Besides the evolution of populist politics and their relationship with the media of their respective times, the articles in this special issue also highlight that academic inquiry into this relationship is a shifting and challenging field of observation itself. Theoretical conceptions and normative assumptions about, for instance, the role of journalism for democratic societies, the ideal of the public sphere and deliberation, or the “neutrality” of the media in reporting and forming audiences are sometimes anachronistically applied to past scenarios or dated concepts may be applied to new phenomena. But while we need to be careful when looking back with our contemporary experiences and expectations, historical perspectives also help prevent to fall for hasty accounts of exceptionalism for current phenomena: The media have always amplified radical politics and, similarly, arguments and discourses in favor or against it have already emerged in the past. At the same time, there are of course new possibilities and new forms of amplification thanks to digital media, but the emergence of populism is not a digital phenomenon per se. Also, by academic myths and scholarly narratives some communication practices are normalized while others might be pathologized.
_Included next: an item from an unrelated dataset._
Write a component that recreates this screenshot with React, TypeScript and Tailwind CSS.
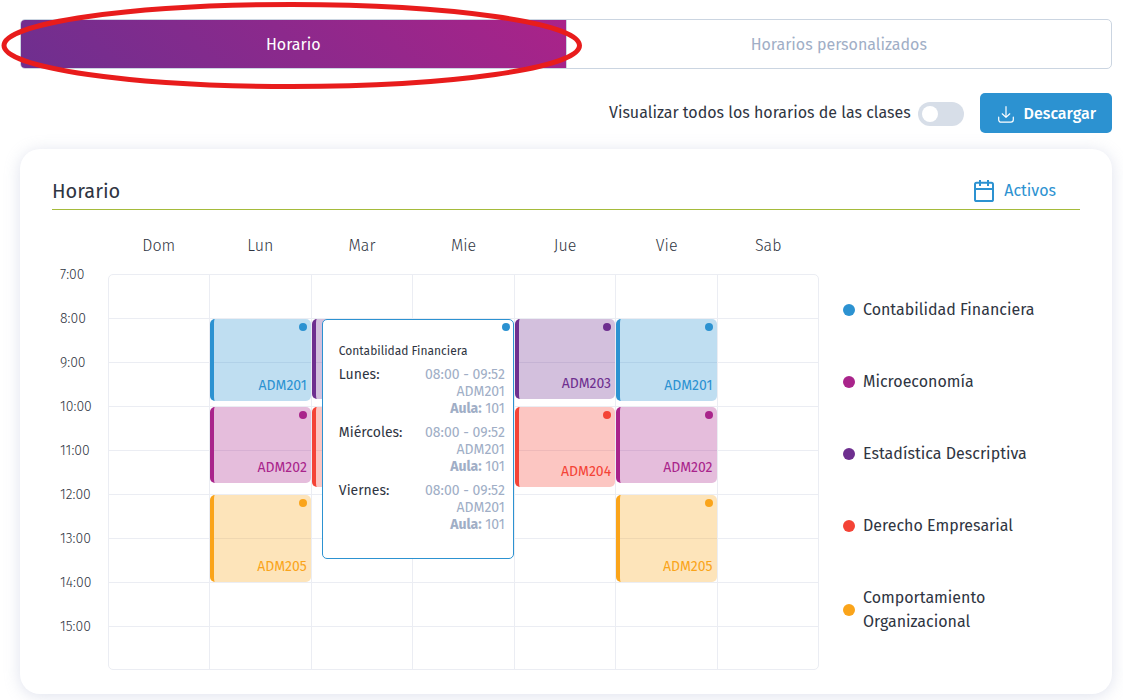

Prevalent concepts, eligible methods and accessible sources shape and foster certain understandings of problematic populism or romanticized counter-publics and civic engagement. In this vein it is also important to reflect the scholarly assumptions, concepts and approached and to also discuss and reflect how the past of populist endeavours or the struggle of counter voices can be made transparent, accessible and comprehensible to contemporary audiences, scholars and understandings.